When California and the Oregon Territory became part of the United States, the dream of a Transcontinental Railroad began to become a reality. Beginning in 1857, stagecoaches were bouncing their way across the Southwest on a dreary 25-day journey to California. By the late 1850s, most Americans were in favor of a railroad to the Pacific. During the 1850s, the storied Army Corps of Topographical Engineers surveyed several routes that would eventually stretch their steel ribbons across the West. After Congress passed the National Railroad Act in 1864, the Central Pacific Railroad began building east from Sacramento, carving a path through the mighty Sierra Nevada, while the Union Pacific built west from Omaha. Rail splitters and gandy dancers performed Herculean feats setting grades and laying down track. Work progressed slowly at first but with the end of the Civil War, veterans were clamoring for jobs. On May 10, 1869, the two iron-bellied locomotives, the Union Pacific’s #119 and the Central Pacific’s Jupiter, chugged up and touched cowcatchers, and the East and West were joined at last.

In 1849, it took 166 days to go from coast to coast; with the coming of the Transcontinental Railroad, the journey took only 11 days.

The Battle of the Little BigHorn

Custer’s defeat at the hands of the Cheyenne and Lakotas on June 25, 1876, was the most famous Army-Indian battle in American history. It also marked the high-water mark of the Plains Indian warriors who were fighting to keep their lands.

The battle marked a turning point for the U.S. Army, too. Up until then, despite Fetterman’s Massacre on the Bozeman Trail a few years earlier, there was widespread belief that a company of cavalry troops could cut a swath through the whole Lakota nation. Yet the weapons the soldiers were issued were single-shot Springfield trapdoors with copper casings that jammed, while many of the warriors had armed themselves with lever-action Winchesters. It was a wake-up call for the Army—those warriors could and would fight like hell.

The Gunfight Behind the O.K. Corral

Many will question why I chose a street fight between lawmen and cowboys as one of the 10 most important events in the West, but hear me out.  The feuding that led up to the famous gunfight was a microcosm of the many facets of the Old West.

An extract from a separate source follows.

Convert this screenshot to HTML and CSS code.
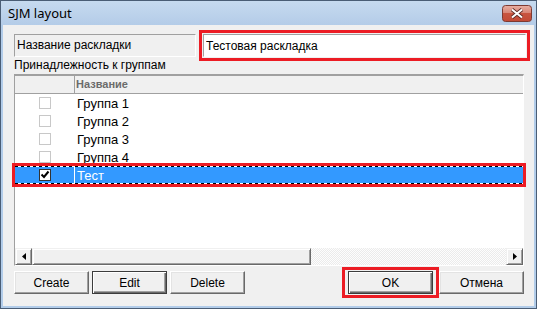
FILE: index.html
```html
<!DOCTYPE html>
<html>

<head>
    <title>SJM layout</title>
    <meta charset="utf-8">
    <link rel="stylesheet" href="styles.css">
</head>

<body>
    <div class="window">
        <div class="titlebar">
            <span class="title">SJM layout</span>
            <span class="close-btn">
                <svg width="30" height="17" viewBox="0 0 30 17">
                    <defs>
                        <linearGradient id="close-grad" x1="0" y1="0" x2="0" y2="1">
                            <stop offset="0" stop-color="#e8b0a4" />
                            <stop offset="0.45" stop-color="#d98676" />
                            <stop offset="0.5" stop-color="#c8543f" />
                            <stop offset="1" stop-color="#c24a36" />
                        </linearGradient>
                    </defs>
                    <rect x="0.5" y="0.5" width="29" height="16" rx="3" fill="url(#close-grad)" stroke="#7d3a32" />
                    <path d="M10 4.5 L20 12.5 M20 4.5 L10 12.5" stroke="#5b2b27" stroke-width="3.6" />
                    <path d="M10 4.5 L20 12.5 M20 4.5 L10 12.5" stroke="#fff" stroke-width="2" />
                </svg>
            </span>
        </div>
        <div class="client">
            <div class="name-row">
                <div class="name-label">Название раскладки</div>
                <input class="name-input" type="text" value="Тестовая раскладка">
            </div>
            <div class="group-caption">Принадлежность к группам</div>
            <div class="grid">
                <div class="grid-head">
                    <div class="col-check"></div>
                    <div class="col-name">Название</div>
                </div>
                <div class="grid-body">
                    <div class="grid-row">
                        <div class="col-check"><span class="check"></span></div>
                        <div class="col-name">Группа 1</div>
                    </div>
                    <div class="grid-row">
                        <div class="col-check"><span class="check"></span></div>
                        <div class="col-name">Группа 2</div>
                    </div>
                    <div class="grid-row">
                        <div class="col-check"><span class="check"></span></div>
                        <div class="col-name">Группа 3</div>
                    </div>
                    <div class="grid-row">
                        <div class="col-check"><span class="check"></span></div>
                        <div class="col-name">Группа 4</div>
                    </div>
                    <div class="grid-row selected">
                        <div class="col-check">
                            <span class="check checked">
                                <svg width="10" height="10" viewBox="0 0 10 10">
                                    <path d="M1.5 4.5 L4 7 L8.5 1.5" fill="none" stroke="#000" stroke-width="2" />
                                </svg>
                            </span>
                        </div>
                        <div class="col-name">Тест</div>
                    </div>
                </div>
                <div class="hscroll">
                    <div class="scroll-btn">
                        <svg width="4" height="7" viewBox="0 0 4 7"><path d="M4 0 L0 3.5 L4 7 Z" fill="#000" /></svg>
                    </div>
                    <div class="scroll-thumb"></div>
                    <div class="scroll-track"></div>
                    <div class="scroll-btn">
                        <svg width="4" height="7" viewBox="0 0 4 7"><path d="M0 0 L4 3.5 L0 7 Z" fill="#000" /></svg>
                    </div>
                </div>
            </div>
            <div class="button-row">
                <button class="btn">Create</button>
                <button class="btn default">Edit</button>
                <button class="btn">Delete</button>
                <span class="mark"><button class="btn wide default">OK</button></span>
                <button class="btn wide">Отмена</button>
            </div>
        </div>
    </div>
</body>

</html>
```

FILE: styles.css
```css
body {
    margin: 0;
}

.window {
    display: flex;
    flex-direction: column;
    width: 537px;
    height: 309px;
    box-sizing: border-box;
    border: 1px solid #4a5d75;
    padding: 0 2px 2px;
    background: #b2cce9;
    font-family: "Liberation Sans", Arial, sans-serif;
}

.titlebar {
    display: flex;
    align-items: flex-start;
    height: 24px;
    margin: 0 -2px;
    padding: 0 4px 0 7px;
    background: linear-gradient(#c6daef, #b4cce8);
}

.title {
    font-family: "Noto Sans", sans-serif;
    font-size: 13px;
    line-height: 24px;
    color: #000;
}

.close-btn {
    display: block;
    margin-left: auto;
    margin-top: 4px;
    height: 17px;
}

.client {
    flex: 1;
    display: flex;
    flex-direction: column;
    padding: 9px 10px 0 11px;
    background: #f0f0f0;
}

.name-row {
    display: flex;
    height: 23px;
}

.name-label {
    flex-shrink: 0;
    width: 182px;
    box-sizing: border-box;
    border: 1px solid;
    border-color: #a0a0a0 #fff #fff #a0a0a0;
    padding-left: 2px;
    font-size: 12px;
    line-height: 21px;
}

.name-input {
    flex-shrink: 0;
    width: 323px;
    height: 23px;
    box-sizing: border-box;
    margin: 0 0 0 7px;
    padding: 0 2px;
    border: 1px solid;
    border-color: #a0a0a0 #fff #fff #a0a0a0;
    font-family: "Liberation Sans", Arial, sans-serif;
    font-size: 12px;
    color: #000;
    outline: 3px solid #ec1c24;
    outline-offset: 1px;
}

.group-caption {
    height: 17px;
    font-size: 12px;
    line-height: 17px;
}

.grid {
    width: 510px;
    box-sizing: border-box;
    border: 1px solid;
    border-top-width: 2px;
    border-color: #a0a0a0 #fff #fff #a0a0a0;
}

.grid-head {
    display: flex;
    height: 18px;
    box-sizing: border-box;
    border-bottom: 1px solid #a0a0a0;
    background: #f0f0f0;
}

.grid-head .col-check {
    width: 59px;
    border-right: 1px solid #a0a0a0;
}

.grid-head .col-name {
    padding-left: 1px;
    font-size: 11px;
    font-weight: bold;
    line-height: 17px;
    color: #6b6b6b;
}

.grid-body {
    height: 154px;
    background: #fff;
}

.grid-row {
    display: flex;
    align-items: center;
    height: 18px;
    font-size: 13px;
}

.grid-row .col-check {
    display: flex;
    align-items: center;
    justify-content: center;
    width: 59px;
    height: 100%;
    border-right: 1px solid transparent;
}

.grid-row .col-name {
    padding-left: 2px;
}

.check {
    display: flex;
    align-items: center;
    justify-content: center;
    width: 12px;
    height: 12px;
    box-sizing: border-box;
    border: 1px solid #c8c8c8;
    background: #fff;
}

.check.checked {
    border-color: #333;
}

.grid-row.selected {
    color: #fff;
    background:
        repeating-linear-gradient(90deg, #000 0 3px, #fff 3px 6px) top / 100% 1px no-repeat,
        repeating-linear-gradient(90deg, #000 0 3px, #fff 3px 6px) bottom / 100% 1px no-repeat,
        #3399ff;
    outline: 3px solid #ec1c24;
}

.grid-row.selected .col-check {
    border-right-color: #fff;
}

.hscroll {
    display: flex;
    height: 17px;
    background: repeating-conic-gradient(#fdfdfd 0 25%, #ebebeb 0 50%) 0 0 / 2px 2px;
}

.scroll-btn,
.scroll-thumb {
    box-sizing: border-box;
    border: 1px solid;
    border-color: #f0f0f0 #696969 #696969 #f0f0f0;
    box-shadow: inset 1px 1px #fff, inset -1px -1px #a0a0a0;
    background: #f0f0f0;
}

.scroll-btn {
    display: flex;
    align-items: center;
    justify-content: center;
    width: 17px;
}

.scroll-thumb {
    width: 279px;
}

.scroll-track {
    flex: 1;
}

.button-row {
    display: flex;
    align-items: center;
    gap: 3px;
    margin-top: 1px;
}

.btn {
    width: 75px;
    height: 23px;
    box-sizing: border-box;
    padding: 0;
    border: 1px solid;
    border-color: #fff #696969 #696969 #fff;
    box-shadow: inset -1px -1px #a0a0a0, inset 1px 1px #e3e3e3;
    background: #f0f0f0;
    font-family: "Liberation Sans", Arial, sans-serif;
    font-size: 12px;
    color: #000;
}

.btn.default {
    border-color: #3c3c3c;
    box-shadow: inset 1px 1px #fff, inset -1px -1px #696969, inset -2px -2px #a0a0a0;
}

.btn.wide {
    width: 85px;
}

.mark {
    display: flex;
    margin-left: auto;
    margin-right: -3px;
    padding: 1px 3px;
    border: 3px solid #ec1c24;
}
```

Tombstone became an overnight boomtown as a result of prospector Ed Schieffelin’s fabulous silver strike in 1877.  Like all boomtowns, the news attracted a wide gamut of frontier society, including entrepreneurs, hard rock miners, cattle ranchers, merchants, peddlers, shady ladies, saloonkeepers, real estate speculators, lawyers, con men, politicians, gamblers, gunfighters and cowboys.  Everyone was bent on making their fortune at either mining or “mining the miners.” A laissez faire atmosphere was common in boomtowns where the general attitude among residents was “I’ll tolerate the way you do business if you’ll tolerate the way I do mine.”

Because of this, real estate speculators sold town lots they didn’t own and cattle rustlers brazenly sold stolen stock to local butchers without having to show proof of ownership. Prominent businessmen, concerned about the town’s reputation, prevailed upon the Earp brothers, Virgil, Wyatt and Morgan, to represent their “Law and Order” group. Johnny Behan, the Cochise County Sheriff, was considered ineffective in controlling the rustler element. The Earp brothers had several confrontations with the outlaw element in the months before the famous gunfight.

Politics also played a role in the feuding.  Republicans, represented by the upper class of the town, were pitted against Democrats, which included county officials and the working class residents. The rustlers—better-known as “cowboys”—spent their ill-gotten money around town like drunken sailors and were generally liked by the common folk in Tombstone who generally considered the Earps aloof.  Issues between Wyatt Earp and Behan accelerated when Wyatt began courting Behan’s girlfriend, a ravishing beauty named Sadie Marcus.

All of these events culminated in a street fight on October 26, 1881, behind the O.K. Corral. When the smoke had lifted, Cowboys Billy Clanton and Tom and Frank McLaury lay dead on the ground. At first, the citizens hailed the Earps’ action. But the Cowboy element began a campaign of character assassination on the Earps, and soon the community was divided. When they didn’t succeed in driving out the Earps, the Cowboys took vengeance by ambushing Virgil and crippling him, then assassinating Morgan. Since he wasn’t getting any justice in Cochise County, Wyatt, following the creed “an eye for an eye,” took the law into his own hands and gunned down three members of the Cowboy gang before leaving Tombstone, never to return.

That’s it in a nutshell. This spectacular drama, played out on the streets of Tombstone, would be the formula for countless Western movies in the 20th century. Today, thousands of men and women around the globe, decked out in 1880s garb, relive that October day in 1881.

America’s perception, the world’s for that matter, of the Old West—cowboys, gunfighters, law and order, good versus evil, white hats against black hats—Tombstone had it all.